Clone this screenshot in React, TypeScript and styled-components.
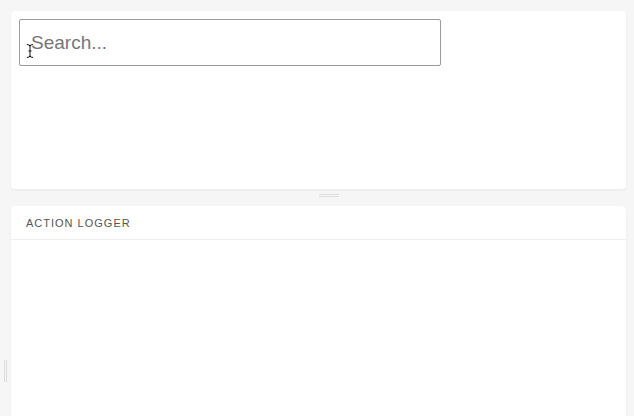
import React from "react";
import styled, { createGlobalStyle } from "styled-components";

const GlobalStyle = createGlobalStyle`
  html, body {
    margin: 0;
    padding: 0;
    background: #f6f6f6;
    font-family: "Liberation Sans", Arial, sans-serif;
  }
  * { box-sizing: border-box; }
`;

const Shell = styled.div`
  display: flex;
  width: 634px;
  height: 416px;
  overflow: hidden;
  background: #f6f6f6;
`;

const Gutter = styled.div`
  width: 11px;
  display: flex;
  flex-direction: column;
  justify-content: flex-end;
  align-items: center;
  padding-bottom: 34px;
`;

const VGrip = styled.div`
  width: 3px;
  height: 22px;
  border-left: 1px solid #dcdcdc;
  border-right: 1px solid #dcdcdc;
  margin-left: -1px;
`;

const Main = styled.div`
  flex: 1;
  display: flex;
  flex-direction: column;
  padding: 11px 8px 0 0;
`;

const Panel = styled.div<{ $grow?: boolean }>`
  background: #fff;
  border-radius: 4px;
  box-shadow: 0 1px 3px rgba(0, 0, 0, 0.06);
  ${(p) => (p.$grow ? "flex: 1; border-bottom-left-radius: 0; border-bottom-right-radius: 0;" : "height: 178px;")}
  display: flex;
  flex-direction: column;
`;

const Preview = styled.div`
  padding: 8px;
`;

const InputWrap = styled.div`
  position: relative;
  width: 422px;
`;

const SearchInput = styled.input`
  width: 100%;
  height: 47px;
  border: 1px solid #9a9a9a;
  border-radius: 2px;
  padding: 0 11px;
  font-family: "Liberation Sans", Arial, sans-serif;
  font-size: 19px;
  color: #333;
  outline: none;
  &::placeholder {
    color: #767676;
  }
`;

const Caret = styled.svg`
  position: absolute;
  left: 7px;
  top: 24px;
  pointer-events: none;
`;

const Divider = styled.div`
  height: 17px;
  display: flex;
  align-items: flex-start;
  justify-content: center;
  padding: 5px 0 0 20px;
`;

const HGrip = styled.div`
  width: 20px;
  height: 3px;
  border-top: 1px solid #dedede;
  border-bottom: 1px solid #dedede;
`;

const PanelHeader = styled.div`
  height: 34px;
  display: flex;
  align-items: center;
  padding: 1px 0 0 15px;
  border-bottom: 1px solid #efefef;
  font-size: 11px;
  letter-spacing: 1px;
  color: #555;
`;

export default function App() {
  return (
    <>
      <GlobalStyle />
      <Shell>
        <Gutter>
          <VGrip />
        </Gutter>
        <Main>
          <Panel>
            <Preview>
              <InputWrap>
                <SearchInput placeholder="Search..." />
                <Caret width="8" height="16" viewBox="0 0 8 16">
                  <path
                    d="M1 1.5 Q4 1.5 4 3.5 L4 12.5 Q4 14.5 1 14.5 M7 1.5 Q4 1.5 4 3.5 M4 12.5 Q4 14.5 7 14.5 M2.5 8 L5.5 8"
                    fill="none"
                    stroke="#fff"
                    strokeWidth="2.4"
                  />
                  <path
                    d="M1 1.5 Q4 1.5 4 3.5 L4 12.5 Q4 14.5 1 14.5 M7 1.5 Q4 1.5 4 3.5 M4 12.5 Q4 14.5 7 14.5 M2.5 8 L5.5 8"
                    fill="none"
                    stroke="#111"
                    strokeWidth="1"
                  />
                </Caret>
              </InputWrap>
            </Preview>
          </Panel>
          <Divider>
            <HGrip />
          </Divider>
          <Panel $grow>
            <PanelHeader>ACTION LOGGER</PanelHeader>
          </Panel>
        </Main>
      </Shell>
    </>
  );
}
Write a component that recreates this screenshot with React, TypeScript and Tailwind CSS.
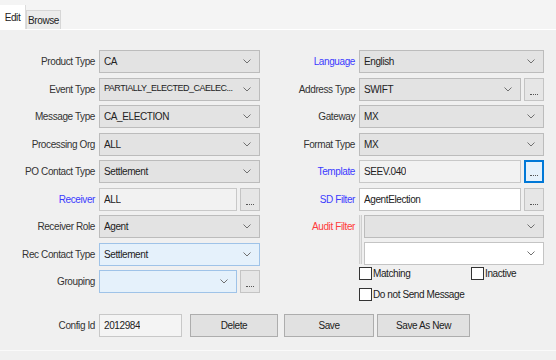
import React from 'react'

type Tone = 'grey' | 'white' | 'blue' | 'light'

const tones: Record<Tone, string> = {
  grey: 'bg-[#e3e3e3] border-[#bcbcbc]',
  white: 'bg-white border-[#c4c4c4]',
  blue: 'bg-[#e5f1fb] border-[#9fc3e8]',
  light: 'bg-[#f2f2f2] border-[#c8c8c8]',
}

function Chevron() {
  return (
    <svg width="8" height="5" viewBox="0 0 8 5" className="shrink-0">
      <path d="M0.5 0.5 L4 4 L7.5 0.5" fill="none" stroke="#707070" strokeWidth="1" />
    </svg>
  )
}

function Combo({
  value = '',
  tone = 'grey',
  className = '',
  textClass = '',
}: {
  value?: string
  tone?: Tone
  className?: string
  textClass?: string
}) {
  return (
    <div className={`flex items-center min-w-0 h-[23px] border pl-[4px] pr-[8px] ${tones[tone]} ${className}`}>
      <span className={`flex-1 min-w-0 whitespace-nowrap overflow-hidden ${textClass}`}>{value}</span>
      <Chevron />
    </div>
  )
}

function Field({ value = '', tone = 'light', className = '' }: { value?: string; tone?: Tone; className?: string }) {
  return (
    <div className={`flex items-center min-w-0 h-[23px] border px-[4px] ${tones[tone]} ${className}`}>
      <span className="whitespace-nowrap overflow-hidden">{value}</span>
    </div>
  )
}

function Dots({ focus = false }: { focus?: boolean }) {
  return (
    <div
      className={`w-[20px] h-[23px] shrink-0 flex items-end justify-center pb-[5px] border ${
        focus ? 'bg-[#e5f1fb] border-[#0078d7] border-2' : 'bg-[#e6e6e6] border-[#c4c4c4]'
      }`}
    >
      <div className="w-[8px] border-t border-dotted border-[#555]" />
    </div>
  )
}

function Row({ label, color = 'text-[#333]', lw, children }: { label: string; color?: string; lw: string; children: React.ReactNode }) {
  return (
    <div className="flex items-center h-[23px]">
      <div className={`${lw} shrink-0 text-right pr-[4px] whitespace-nowrap ${color}`}>{label}</div>
      <div className="flex-1 flex items-center gap-[3px] min-w-0">{children}</div>
    </div>
  )
}

function Check({ label, className = '' }: { label: string; className?: string }) {
  return (
    <div className={`flex items-center gap-[1px] ${className}`}>
      <div className="w-[13px] h-[13px] border border-[#333] bg-white" />
      <span className="text-[#222]">{label}</span>
    </div>
  )
}

function Btn({ label, w }: { label: string; w: string }) {
  return (
    <div className={`${w} shrink-0 h-[23px] flex items-center justify-center bg-[#e1e1e1] border border-[#adadad] text-[#222]`}>
      {label}
    </div>
  )
}

export default function App() {
  const L = 'w-[99px]'
  const R = 'w-[89px]'
  return (
    <div
      className="w-[556px] h-[360px] bg-[#f0f0f0] text-[10px] tracking-[-0.4px] text-[#222] overflow-hidden"
      style={{ fontFamily: '"Liberation Sans", Arial, sans-serif' }}
    >
      <div className="flex items-end h-[30px] bg-[#f4f4f4] border-b border-white">
        <div className="h-[24px] w-[26px] bg-white flex items-center justify-center border-r border-[#dcdcdc]">Edit</div>
        <div className="h-[19px] w-[35px] bg-[#ececec] border border-b-0 border-[#d6d6d6] flex items-center justify-center">
          Browse
        </div>
      </div>

      <div className="flex pt-[20px] h-[321px] border-b border-[#fafafa]">
        <div className="w-[260px] flex flex-col gap-[4.5px]">
          <Row label="Product Type" lw={L}><Combo value="CA" className="flex-1" /></Row>
          <Row label="Event Type" lw={L}>
            <Combo value="PARTIALLY_ELECTED_CAELEC..." className="flex-1" textClass="text-[9px] tracking-[-0.5px]" />
          </Row>
          <Row label="Message Type" lw={L}><Combo value="CA_ELECTION" className="flex-1" /></Row>
          <Row label="Processing Org" lw={L}><Combo value="ALL" className="flex-1" /></Row>
          <Row label="PO Contact Type" lw={L}><Combo value="Settlement" className="flex-1" /></Row>
          <Row label="Receiver" color="text-[#3b3bff]" lw={L}>
            <Field value="ALL" className="flex-1" />
            <Dots />
          </Row>
          <Row label="Receiver Role" lw={L}><Combo value="Agent" className="flex-1" /></Row>
          <Row label="Rec Contact Type" lw={L}><Combo value="Settlement" tone="blue" className="flex-1" /></Row>
          <Row label="Grouping" lw={L}>
            <Combo tone="blue" className="flex-1" />
            <Dots />
          </Row>
          <div className="mt-[16px] flex items-center h-[23px]">
            <div className={`${L} shrink-0 text-right pr-[4px] text-[#333]`}>Config Id</div>
            <Field value="2012984" className="w-[83px] shrink-0 bg-[#f4f4f4]" />
            <div className="ml-[8px] shrink-0"><Btn label="Delete" w="w-[88px]" /></div>
          </div>
        </div>

        <div className="ml-[10px] w-[274px] flex flex-col gap-[4.5px]">
          <Row label="Language" color="text-[#3b3bff]" lw={R}><Combo value="English" className="flex-1" /></Row>
          <Row label="Address Type" lw={R}>
            <Combo value="SWIFT" className="flex-1" />
            <Dots />
          </Row>
          <Row label="Gateway" lw={R}><Combo value="MX" className="flex-1" /></Row>
          <Row label="Format Type" lw={R}><Combo value="MX" className="flex-1" /></Row>
          <Row label="Template" color="text-[#3b3bff]" lw={R}>
            <Field value="SEEV.040" className="flex-1" />
            <Dots focus />
          </Row>
          <Row label="SD Filter" color="text-[#3b3bff]" lw={R}>
            <Field value="AgentElection" tone="white" className="flex-1" />
            <Dots />
          </Row>
          <div className="flex items-start h-[50px]">
            <div className={`${R} shrink-0 h-[23px] flex items-center justify-end pr-[4px] text-[#ff3b3b]`}>Audit Filter</div>
            <div className="w-[3px] h-[49px] bg-[#e8e8e8] border-x border-[#cfcfcf] mr-[2px]" />
            <div className="flex-1 flex flex-col gap-[4px]">
              <Combo />
              <Combo tone="white" />
            </div>
          </div>
          <div className="pl-[89px] flex flex-col gap-[6px] -mt-[4px]">
            <div className="flex">
              <Check label="Matching" className="w-[112px]" />
              <Check label="Inactive" />
            </div>
            <Check label="Do not Send Message" />
          </div>
          <div className="flex gap-[3px] mt-[8px] ml-[14px]">
            <Btn label="Save" w="w-[90px]" />
            <Btn label="Save As New" w="w-[93px]" />
          </div>
        </div>
      </div>
    </div>
  )
}
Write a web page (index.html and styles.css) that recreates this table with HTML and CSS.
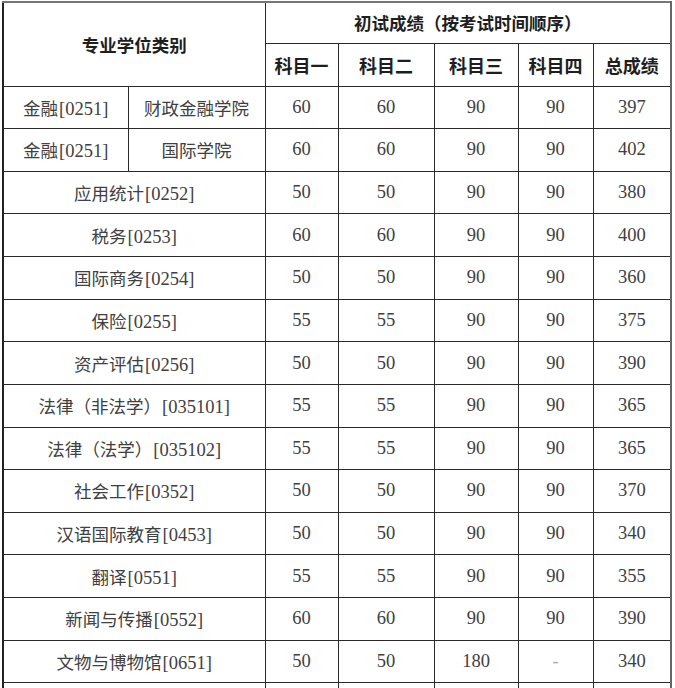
FILE: index.html
```html
<!DOCTYPE html>
<html lang="zh">
<head>
<meta charset="utf-8">
<title>初试成绩</title>
<link rel="stylesheet" href="styles.css">
</head>
<body>
<div class="wrap">
<table class="scores">
  <colgroup>
    <col class="c-a"><col class="c-b"><col class="c-c"><col class="c-d"><col class="c-e"><col class="c-f"><col class="c-g">
  </colgroup>
  <thead>
    <tr class="h1">
      <th colspan="2" rowspan="2" class="major-head">专业学位类别</th>
      <th colspan="5">初试成绩（按考试时间顺序）</th>
    </tr>
    <tr class="h2">
      <th>科目一</th><th>科目二</th><th>科目三</th><th>科目四</th><th>总成绩</th>
    </tr>
  </thead>
  <tbody>
    <tr><td>金融<span class="code">[0251]</span></td><td>财政金融学院</td><td class="num">60</td><td class="num">60</td><td class="num">90</td><td class="num">90</td><td class="num">397</td></tr>
    <tr><td>金融<span class="code">[0251]</span></td><td>国际学院</td><td class="num">60</td><td class="num">60</td><td class="num">90</td><td class="num">90</td><td class="num">402</td></tr>
    <tr><td colspan="2">应用统计<span class="code">[0252]</span></td><td class="num">50</td><td class="num">50</td><td class="num">90</td><td class="num">90</td><td class="num">380</td></tr>
    <tr><td colspan="2">税务<span class="code">[0253]</span></td><td class="num">60</td><td class="num">60</td><td class="num">90</td><td class="num">90</td><td class="num">400</td></tr>
    <tr><td colspan="2">国际商务<span class="code">[0254]</span></td><td class="num">50</td><td class="num">50</td><td class="num">90</td><td class="num">90</td><td class="num">360</td></tr>
    <tr><td colspan="2">保险<span class="code">[0255]</span></td><td class="num">55</td><td class="num">55</td><td class="num">90</td><td class="num">90</td><td class="num">375</td></tr>
    <tr><td colspan="2">资产评估<span class="code">[0256]</span></td><td class="num">50</td><td class="num">50</td><td class="num">90</td><td class="num">90</td><td class="num">390</td></tr>
    <tr><td colspan="2">法律（非法学）<span class="code">[035101]</span></td><td class="num">55</td><td class="num">55</td><td class="num">90</td><td class="num">90</td><td class="num">365</td></tr>
    <tr><td colspan="2">法律（法学）<span class="code">[035102]</span></td><td class="num">55</td><td class="num">55</td><td class="num">90</td><td class="num">90</td><td class="num">365</td></tr>
    <tr><td colspan="2">社会工作<span class="code">[0352]</span></td><td class="num">50</td><td class="num">50</td><td class="num">90</td><td class="num">90</td><td class="num">370</td></tr>
    <tr><td colspan="2">汉语国际教育<span class="code">[0453]</span></td><td class="num">50</td><td class="num">50</td><td class="num">90</td><td class="num">90</td><td class="num">340</td></tr>
    <tr><td colspan="2">翻译<span class="code">[0551]</span></td><td class="num">55</td><td class="num">55</td><td class="num">90</td><td class="num">90</td><td class="num">355</td></tr>
    <tr><td colspan="2">新闻与传播<span class="code">[0552]</span></td><td class="num">60</td><td class="num">60</td><td class="num">90</td><td class="num">90</td><td class="num">390</td></tr>
    <tr><td colspan="2">文物与博物馆<span class="code">[0651]</span></td><td class="num">50</td><td class="num">50</td><td class="num">180</td><td class="num dash">-</td><td class="num">340</td></tr>
    <tr class="cut"><td colspan="2"></td><td></td><td></td><td></td><td></td><td></td></tr>
  </tbody>
</table>
</div>
</body>
</html>
```

FILE: styles.css
```css
html, body {
  margin: 0;
  padding: 0;
  background: #ffffff;
  overflow: hidden;
  height: 688px;
}

.wrap {
  padding: 1px 0 0 2px;
}

.scores {
  border-collapse: collapse;
  table-layout: fixed;
  width: 669px;
  border-left: 2px solid #222;
  border-right: 2px solid #666;
  border-top: 2px solid #777;
  font-family: "Noto Sans CJK SC", "Liberation Serif", serif;
  font-size: 17.5px;
  color: #404040;
}

.c-a { width: 125px; }
.c-b { width: 137px; }
.c-c { width: 73px; }
.c-d { width: 96px; }
.c-e { width: 84px; }
.c-f { width: 75px; }
.c-g { width: 78px; }

.scores th,
.scores td {
  border: 1px solid #2a2a2a;
  text-align: center;
  vertical-align: middle;
  padding: 0;
  white-space: nowrap;
}

.scores th {
  font-family: "Noto Sans CJK SC", sans-serif;
  font-weight: 700;
  font-size: 17.5px;
  color: #1e1e1e;
}

.h1 { height: 41px; }
.h2 { height: 43px; }
.h2 th { font-size: 18px; }

.major-head {
  padding-top: 4px;
}

.scores tbody tr {
  height: 42.64px;
}

.code,
.num {
  font-family: "Liberation Serif", serif;
  font-size: 18.5px;
}

.code {
  margin-left: 1px;
}

.num {
  padding-top: 1px;
}

.dash {
  color: #aaa;
}

.cut td {
  border-bottom: none;
}
```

+++++

AIM => Extract each line from the entries above that contains the string "table".

RESPONSE TO THE EXERCISE =>
Write a web page (index.html and styles.css) that recreates this table with HTML and CSS.
<table class="scores">
</table>
  table-layout: fixed;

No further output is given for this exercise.